Aber ist die Gängelung jedes selbständigen Freiberuflers oder Gewerbetreibenden durch eine Unzahl Vorschriften und Gesetze hierzulande besser? Wenn man bei uns ein Unternehmen eröffnet, hat man mit zehn Behörden zu tun, bevor sich der erste Kunde meldet2 Das Gesetz hat zum Schneckengang verdorben, was Adlerflug geworden wäre. (aus Schiller „Die Räuber“)
Dass Freiheit nur aus der Einsicht in die Notwendigkeiten ihrer Ausmaße und Grenzen, ihrer Bedingungen entstehen kann, halte ich darum für eine Binsenweisheit.
Schon Goethe wusste das, wie ich an einem Wanderweg nahe Weimar erfahren durfte. „Freiheit ist nichts als die Möglichkeit, unter allen Umständen das Vernünftige zu tun.“
Freiheit eines jeden Kaspers
Die Freiheit eines jeden Kaspers, mich deshalb als Faschist zu bezeichnen, bleibt davon unberührt; meine Freiheit, mich deshalb zu fragen, ob er noch alle Latten am Zaun, alle Tassen im Schrank, alle Lötstellen geputzt oder einfach nur schlecht geschlafen hat, ebenfalls.

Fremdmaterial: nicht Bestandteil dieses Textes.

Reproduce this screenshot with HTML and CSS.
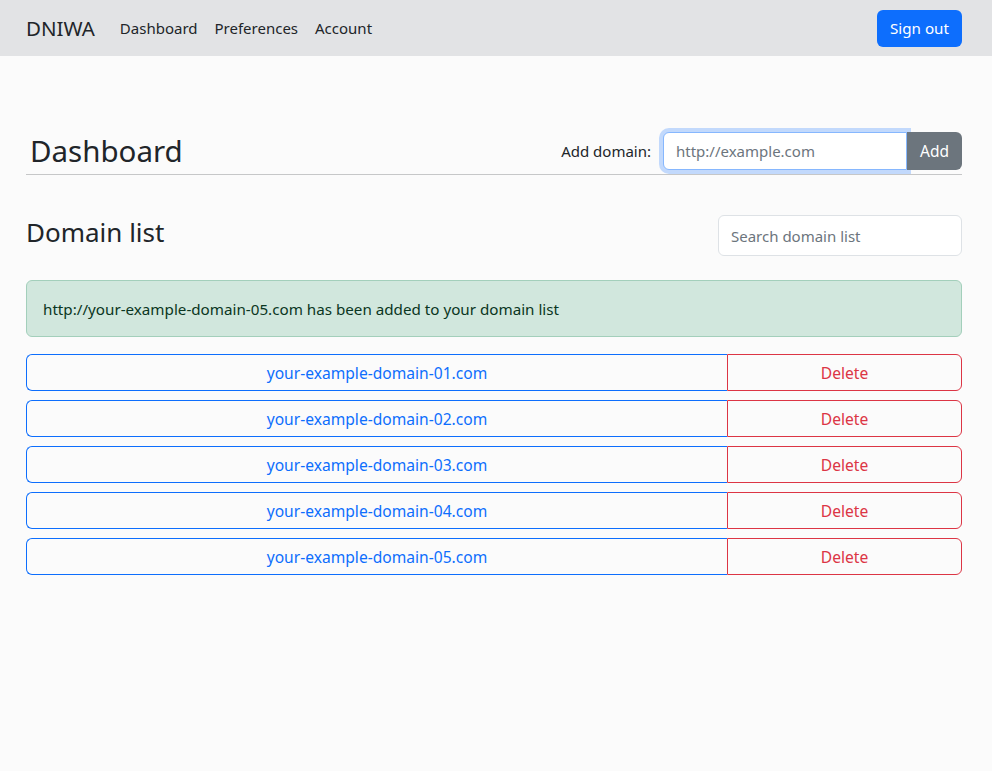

Ich bin frei, über diesen relativ bedeutungslosen Konflikt zwei Stunden zu schreiben, das zu veröffentlichen und zu hoffen, dass es wer liest und sich daran freut.
Erfreulicherweise ist mir das Vergnügen, darüber nachzudenken und zu schreiben aber auch genug.
Insofern: danke für die schwachsinnige Behauptung. Hat viel Spaß gemacht, mir meine freiheitseinschränkenden Vorurteile selbst zu bestätigen.
Und natürlich für die vernünftige Anregung, mich wieder mehr mit meinem Bindegewebe zu beschäftigen.